begin DATASET CONTENT

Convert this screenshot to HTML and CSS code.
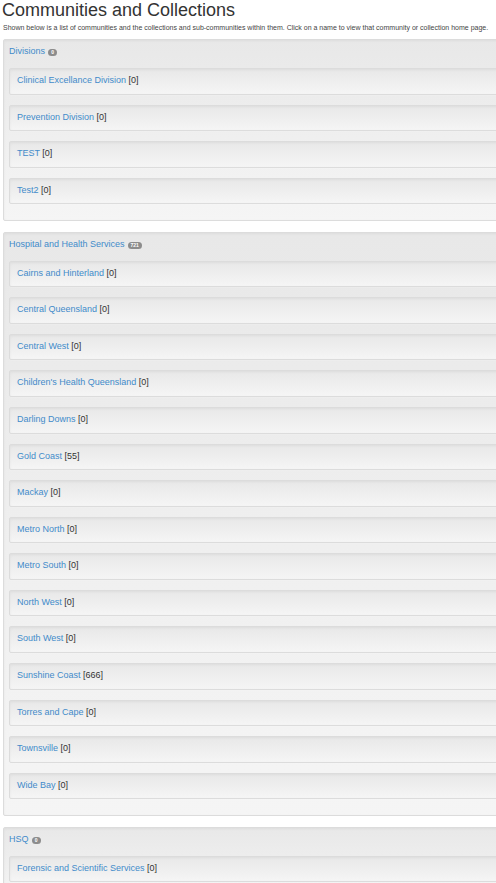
FILE: index.html
```html
<!DOCTYPE html>
<html>
<head>
<meta charset="utf-8">
<title>Communities and Collections</title>
<link rel="stylesheet" href="styles.css">
</head>
<body>
<div class="page">
  <h1 class="title">Communities and Collections</h1>
  <p class="intro">Shown below is a list of communities and the collections and sub-communities within them. Click on a name to view that community or collection home page.</p>

  <div class="well community">
    <div class="community-head"><a href="#">Divisions</a><span class="badge">0</span></div>
    <div class="well item"><a href="#">Clinical Excellance Division</a> [0]</div>
    <div class="well item"><a href="#">Prevention Division</a> [0]</div>
    <div class="well item"><a href="#">TEST</a> [0]</div>
    <div class="well item"><a href="#">Test2</a> [0]</div>
  </div>

  <div class="well community">
    <div class="community-head"><a href="#">Hospital and Health Services</a><span class="badge">721</span></div>
    <div class="well item"><a href="#">Cairns and Hinterland</a> [0]</div>
    <div class="well item"><a href="#">Central Queensland</a> [0]</div>
    <div class="well item"><a href="#">Central West</a> [0]</div>
    <div class="well item"><a href="#">Children's Health Queensland</a> [0]</div>
    <div class="well item"><a href="#">Darling Downs</a> [0]</div>
    <div class="well item"><a href="#">Gold Coast</a> [55]</div>
    <div class="well item"><a href="#">Mackay</a> [0]</div>
    <div class="well item"><a href="#">Metro North</a> [0]</div>
    <div class="well item"><a href="#">Metro South</a> [0]</div>
    <div class="well item"><a href="#">North West</a> [0]</div>
    <div class="well item"><a href="#">South West</a> [0]</div>
    <div class="well item"><a href="#">Sunshine Coast</a> [666]</div>
    <div class="well item"><a href="#">Torres and Cape</a> [0]</div>
    <div class="well item"><a href="#">Townsville</a> [0]</div>
    <div class="well item"><a href="#">Wide Bay</a> [0]</div>
  </div>

  <div class="well community">
    <div class="community-head"><a href="#">HSQ</a><span class="badge">0</span></div>
    <div class="well item"><a href="#">Forensic and Scientific Services</a> [0]</div>
  </div>
</div>
</body>
</html>
```

FILE: styles.css
```css
html {
  overflow: hidden;
}

body {
  margin: 0;
  background: #ffffff;
  color: #333333;
  font-family: "Liberation Sans", Arial, Helvetica, sans-serif;
  font-size: 9px;
  line-height: 13px;
}

.page {
  width: 530px;
}

a {
  color: #428bca;
  text-decoration: none;
}

.title {
  margin: 0;
  padding-left: 2px;
  font-size: 18px;
  line-height: 20px;
  font-weight: normal;
  color: #333333;
}

.intro {
  margin: 3px 0 6px 3px;
  font-size: 7px;
  line-height: 10px;
  color: #444444;
  white-space: nowrap;
}

.well {
  box-sizing: border-box;
  border: 1px solid #dcdcdc;
  border-radius: 2px;
  background-color: #f5f5f5;
  background-image: linear-gradient(to bottom, #e8e8e8 0, #f5f5f5 100%);
  box-shadow: inset 0 1px 3px rgba(0, 0, 0, 0.05), 0 1px 0 rgba(255, 255, 255, 0.1);
}

.community {
  margin: 0 0 10.5px 3px;
  padding: 5px 5px 6px 5px;
}

.community-head {
  margin-bottom: 10px;
  line-height: 13px;
}

.badge {
  display: inline-block;
  margin-left: 3px;
  min-width: 3px;
  padding: 0 3px;
  height: 7px;
  line-height: 7px;
  border-radius: 4px;
  background: #8c8c8c;
  color: #ffffff;
  font-size: 5px;
  font-weight: bold;
  text-align: center;
  vertical-align: 0;
}

.item {
  height: 26.57px;
  margin-bottom: 10px;
  padding: 5px 7px 0 7px;
  line-height: 13px;
  color: #333333;
}
```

end DATASET CONTENT

Transcribe the material as is, with images omitted.

* [WRITTEN SOLUTION]:
Convert this screenshot to HTML and CSS code.
FILE: index.html
```html
<!DOCTYPE html>
<html>
<head>
<meta charset="utf-8">
<title>Communities and Collections</title>
<link rel="stylesheet" href="styles.css">
</head>
<body>
<div class="page">
  <h1 class="title">Communities and Collections</h1>
  <p class="intro">Shown below is a list of communities and the collections and sub-communities within them. Click on a name to view that community or collection home page.</p>

  <div class="well community">
    <div class="community-head"><a href="#">Divisions</a><span class="badge">0</span></div>
    <div class="well item"><a href="#">Clinical Excellance Division</a> [0]</div>
    <div class="well item"><a href="#">Prevention Division</a> [0]</div>
    <div class="well item"><a href="#">TEST</a> [0]</div>
    <div class="well item"><a href="#">Test2</a> [0]</div>
  </div>

  <div class="well community">
    <div class="community-head"><a href="#">Hospital and Health Services</a><span class="badge">721</span></div>
    <div class="well item"><a href="#">Cairns and Hinterland</a> [0]</div>
    <div class="well item"><a href="#">Central Queensland</a> [0]</div>
    <div class="well item"><a href="#">Central West</a> [0]</div>
    <div class="well item"><a href="#">Children's Health Queensland</a> [0]</div>
    <div class="well item"><a href="#">Darling Downs</a> [0]</div>
    <div class="well item"><a href="#">Gold Coast</a> [55]</div>
    <div class="well item"><a href="#">Mackay</a> [0]</div>
    <div class="well item"><a href="#">Metro North</a> [0]</div>
    <div class="well item"><a href="#">Metro South</a> [0]</div>
    <div class="well item"><a href="#">North West</a> [0]</div>
    <div class="well item"><a href="#">South West</a> [0]</div>
    <div class="well item"><a href="#">Sunshine Coast</a> [666]</div>
    <div class="well item"><a href="#">Torres and Cape</a> [0]</div>
    <div class="well item"><a href="#">Townsville</a> [0]</div>
    <div class="well item"><a href="#">Wide Bay</a> [0]</div>
  </div>

  <div class="well community">
    <div class="community-head"><a href="#">HSQ</a><span class="badge">0</span></div>
    <div class="well item"><a href="#">Forensic and Scientific Services</a> [0]</div>
  </div>
</div>
</body>
</html>
```

FILE: styles.css
```css
html {
  overflow: hidden;
}

body {
  margin: 0;
  background: #ffffff;
  color: #333333;
  font-family: "Liberation Sans", Arial, Helvetica, sans-serif;
  font-size: 9px;
  line-height: 13px;
}

.page {
  width: 530px;
}

a {
  color: #428bca;
  text-decoration: none;
}

.title {
  margin: 0;
  padding-left: 2px;
  font-size: 18px;
  line-height: 20px;
  font-weight: normal;
  color: #333333;
}

.intro {
  margin: 3px 0 6px 3px;
  font-size: 7px;
  line-height: 10px;
  color: #444444;
  white-space: nowrap;
}

.well {
  box-sizing: border-box;
  border: 1px solid #dcdcdc;
  border-radius: 2px;
  background-color: #f5f5f5;
  background-image: linear-gradient(to bottom, #e8e8e8 0, #f5f5f5 100%);
  box-shadow: inset 0 1px 3px rgba(0, 0, 0, 0.05), 0 1px 0 rgba(255, 255, 255, 0.1);
}

.community {
  margin: 0 0 10.5px 3px;
  padding: 5px 5px 6px 5px;
}

.community-head {
  margin-bottom: 10px;
  line-height: 13px;
}

.badge {
  display: inline-block;
  margin-left: 3px;
  min-width: 3px;
  padding: 0 3px;
  height: 7px;
  line-height: 7px;
  border-radius: 4px;
  background: #8c8c8c;
  color: #ffffff;
  font-size: 5px;
  font-weight: bold;
  text-align: center;
  vertical-align: 0;
}

.item {
  height: 26.57px;
  margin-bottom: 10px;
  padding: 5px 7px 0 7px;
  line-height: 13px;
  color: #333333;
}
```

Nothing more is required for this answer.